Les juristes et les Etats sont absents de la construction et de l’utilisation des algorithmes, on a donc une censure sans contrôle démocratique, juridique, étatique.
Ce système automatique limite la liberté d’expression, parce que, en plus, parfois les machines se trompent et donc ça ce n’est pas la solution.

Les priorités en matière de prévention sont d’éduquer aux médias et former à l’acquisition d’un esprit critique. Il y a un travail à faire sur différent tranches d’âge, comprendre les codes de l’Internet et la dynamique et le public cible qu’on veut sensibiliser.
Pour parler aux jeunes, les éduquer et les sensibiliser, il est nécessaire de parler dans un langage qu’ils connaissent, d’utiliser des exemples qui leur parlent, pour pouvoir parler avec eux et non à côté d’eux

Ces dernières années, UNIA a lancé des campagnes dans les écoles dans lesquelles les participants devaient créer des clips d’une minute sur une thématique donnée.
Les campagnes ont vu une grande participation, donc émerge une prise de conscience et de compréhension des phénomènes qui prouve que les jeunes sont intéressés et engagés.

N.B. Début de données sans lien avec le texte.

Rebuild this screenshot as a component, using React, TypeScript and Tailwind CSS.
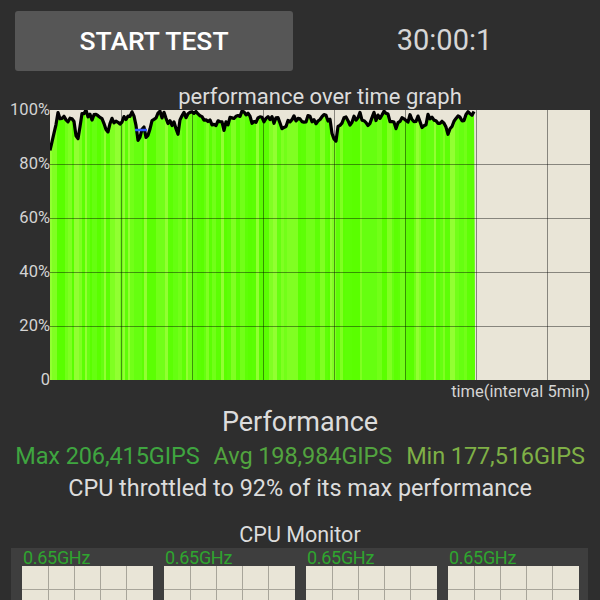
import React from "react";

function makeRng(seed: number) {
  let s = seed;
  return () => {
    s = (s * 16807) % 2147483647;
    return (s - 1) / 2147483646;
  };
}

const PW = 540;
const PH = 270;
const GREEN_END = 425;

const dips: [number, number, number][] = [
  [27, 8, 4],
  [58, 3, 3],
  [89, 9, 3],
  [97, 6, 3],
  [127, 4, 3],
  [175, 4, 4],
  [205, 3, 3],
  [235, 3, 4],
  [285, 9, 3],
  [318, 3, 4],
  [345, 4, 3],
  [372, 3, 3],
  [398, 4, 3],
];

function buildData() {
  const r = makeRng(12345);
  const pts: [number, number][] = [];
  let walk = 0;
  for (let x = 0; x <= GREEN_END; x += 2) {
    walk = walk * 0.55 + (r() - 0.5) * 3.4;
    let v = 97.0 + walk + (r() - 0.5) * 1.8;
    for (const [cx, depth, w] of dips) {
      const d = (x - cx) / w;
      v -= depth * Math.exp(-d * d);
    }
    if (x < 8) v = Math.min(v, 85 + x * 1.6);
    if (v > 100) v = 100;
    pts.push([x, (100 - v) * (PH / 100)]);
  }
  return pts;
}

const data = buildData();

const stripes = (() => {
  const r = makeRng(987);
  const palette = ["#5aff00", "#5eff06", "#66ff10", "#72ff18", "#80ff22", "#92ff32", "#5cff03"];
  const out: { x: number; w: number; c: string }[] = [];
  let x = 0;
  while (x < GREEN_END) {
    const w = 2 + Math.floor(r() * 4);
    const c = palette[Math.floor(r() * palette.length)];
    out.push({ x, w, c });
    x += w;
  }
  return out;
})();

function Chart() {
  const linePts = data.map(([x, y]) => `${x},${y.toFixed(1)}`).join(" ");
  const areaPts = `0,${PH} ${linePts} ${GREEN_END},${PH}`;
  const vlines = [71, 142, 213, 284, 355, 426, 497];
  const hlines = [54, 108, 162, 216];
  return (
    <svg width={PW} height={PH} viewBox={`0 0 ${PW} ${PH}`} className="block shrink-0">
      <defs>
        <clipPath id="area">
          <polygon points={areaPts} />
        </clipPath>
      </defs>
      <rect x={0} y={0} width={PW} height={PH} fill="#e9e5d7" />
      <g clipPath="url(#area)" shapeRendering="crispEdges">
        <rect x={0} y={0} width={GREEN_END} height={PH} fill="#5eff06" />
        {stripes.map((s, i) => (
          <rect key={i} x={s.x} y={0} width={s.w} height={PH} fill={s.c} />
        ))}
      </g>
      {vlines.map((x) => (
        <line key={x} x1={x + 0.5} y1={0} x2={x + 0.5} y2={PH} stroke="rgba(0,0,0,0.42)" strokeWidth={1} />
      ))}
      {hlines.map((y) => (
        <line key={y} x1={0} y1={y + 0.5} x2={PW} y2={y + 0.5} stroke="rgba(0,0,0,0.42)" strokeWidth={1} />
      ))}
      <polyline points={linePts} fill="none" stroke="#000" strokeWidth={3.2} strokeLinejoin="round" />
      <line x1={85} y1={20} x2={97} y2={20} stroke="#3355ff" strokeWidth={2.5} />
    </svg>
  );
}

function CpuCell() {
  return (
    <div className="flex flex-col w-[131px]">
      <div className="h-[17px] leading-[18px] text-[18px] text-[#2fa52f] pl-[1px] tracking-[-0.3px]">0.65GHz</div>
      <svg width={131} height={60} className="block">
        <rect x={0} y={0} width={131} height={60} fill="#e9e5d7" />
        {[26, 52, 78, 104].map((x) => (
          <line key={x} x1={x + 0.5} y1={0} x2={x + 0.5} y2={60} stroke="#a8a59a" strokeWidth={1} />
        ))}
        <line x1={0} y1={23.5} x2={131} y2={23.5} stroke="#a8a59a" strokeWidth={1} />
        <line x1={0} y1={46.5} x2={131} y2={46.5} stroke="#a8a59a" strokeWidth={1} />
      </svg>
    </div>
  );
}

export default function App() {
  const yLabels = ["100%", "80%", "60%", "40%", "20%", "0"];
  return (
    <div
      className="w-[600px] h-[600px] overflow-hidden bg-[#2e2e2e] text-[#dcdcdc]"
      style={{ fontFamily: "Roboto, 'Noto Sans', sans-serif" }}
    >
      <div className="flex items-center pt-[11px] pl-[15px]">
        <div className="w-[278px] h-[60px] rounded-[3px] bg-[#565656] flex items-center justify-center text-white text-[26.5px] font-medium">
          START TEST
        </div>
        <div className="flex-1 text-center text-[29px] pr-[4px] text-[#d6d6d6]">30:00:1</div>
      </div>

      <div className="mt-[14px] pl-[50px] w-[590px] text-center text-[22px] leading-[24px] h-[25px] whitespace-nowrap">
        performance over time graph
      </div>

      <div className="flex">
        <div className="w-[50px] h-[288px] mt-[-9px] mb-[-9px] flex flex-col justify-between items-end text-[16.5px] leading-[18px] text-[#d4d4d4]">
          {yLabels.map((l) => (
            <div key={l}>{l}</div>
          ))}
        </div>
        <Chart />
      </div>

      <div className="w-[590px] text-right text-[16.5px] leading-[20px] mt-[2px] text-[#d4d4d4]">time(interval 5min)</div>

      <div className="text-center text-[27px] leading-[30px] mt-[5px]">Performance</div>
      <div className="flex justify-center gap-[14px] text-[23.5px] leading-[28px] mt-[5px] tracking-[-0.1px] whitespace-nowrap">
        <span className="text-[#3fa540]">Max 206,415GIPS</span>
        <span className="text-[#52a43f]">Avg 198,984GIPS</span>
        <span className="text-[#7fb046]">Min 177,516GIPS</span>
      </div>
      <div className="text-center text-[23.4px] leading-[28px] mt-[4px] whitespace-nowrap">CPU throttled to 92% of its max performance</div>

      <div className="text-center text-[21.5px] leading-[26px] mt-[20px]">CPU Monitor</div>
      <div className="ml-[11px] w-[577px] bg-[#3e3e3e] pt-[1px] pl-[11px] flex gap-[11px]">
        <CpuCell />
        <CpuCell />
        <CpuCell />
        <CpuCell />
      </div>
    </div>
  );
}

• Selon vous, quelle est la meilleure façon de coopérer les uns avec les autres? En d’autres termes, comment pouvons-nous créer ce pont entre ce que nous recevons et votre service de reporting?

UNIA peut apporter un caractère juridique au guichet et il y a la possibilité d’organiser une séance de formation aux organisations du guichet.
En plus, les deux parties pourront se rencontrer à l’occasion du signalement au guichet de situation haineuses et donc discuter ensemble la conduite à tenir sur de cas pratiques.